For the fourth year in a row West Laurens and Dublin High wrestling teams finished at the top of the state in wrestling competition in 2006. West Laurens, the winner of the State Dual's Competition, took it's second consecutive AA title with individual titles being won by Blaine Harvey, Michael Slaughter(2 time champion) and Walter Blash. Dublin wrestlers Deion McLendon, David Stanley and Marcus Allen (2 time champion) captured state titles for their team, which finished a close second to Lovett. Nicole Newman, a senior at Georgia Southern, was named to the All Southern Conference Women's Basketball team.



In March, 2006, Ben Smith and Chris Wright led the Dublin High School basketball team to the Georgia Class AA championship, the first in the history of the school. Smith and Wright, cousins and teammates from the age of five, were both named to the first all state team by the coaches and writers. Smith was named Heart of Georgia and co-Middle Georgia Player of the Year, while Wright, a former Heart of Georgia Player of the Year, was named co-Middle Georgia Player of the Year and Georgia Class AA Player of the Year. Coach Clinton Thomas was named Class AA Coach of the Year.



Brantley New, a former Dublin High pitcher, was named to the Atlantic Sun All Conference team and was the 27th round choice of the Boston Red Sox in the annual baseball draft.

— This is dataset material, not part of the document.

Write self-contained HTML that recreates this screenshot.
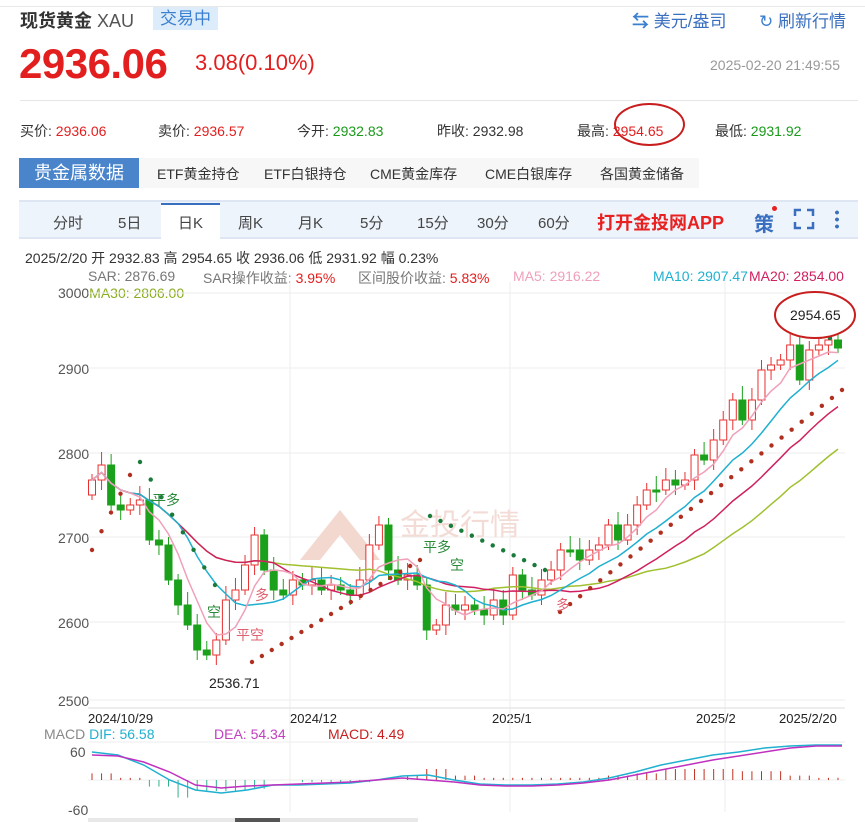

After deciding to remain at Mercer for his final year, New signed with the Red Sox in 2007. Sarah Howard, a Dublin Middle School student, following in the footsteps of her father Chris, won the National Under 13 Girls Championship in the discus competition. Dubliner Bill Brown, a former University of Georgia golfer, won the Georgia Amateur Golf Championship in 2006. Greg Barwick and Jim Windham won the Georgia State Championship Fishermen title in November 2006. Terry Evans, a former Trinity High School baseball star and junior college All-American, completed a stellar minor league season in 2006. As a member of the Palm Beach Cardinals, Springfield Cardinals and Arkansas Travelers, Evans banged 33 home runs, second most in the minor leagues. His slugging average of .565 was eighth best in the minors and his on base average plus slugging average placed him in the top 15 in the minors. The East Laurens girl's 4x100 relay team won a state title.



Company A 148th Forward Support Battalion of the Georgia National Guard returned from nearly a year in Iraq. As a part of the 48th Brigade, the Dublin unit was under the brigade command of Brigadier General Stewart Rodeheaver, a former S2 of the Headquarters and Headquarters Company of the 121st Infantry Unit in Dublin in 1986. The members and their families were honored by the community with a parade and picnic on July 15, 2006.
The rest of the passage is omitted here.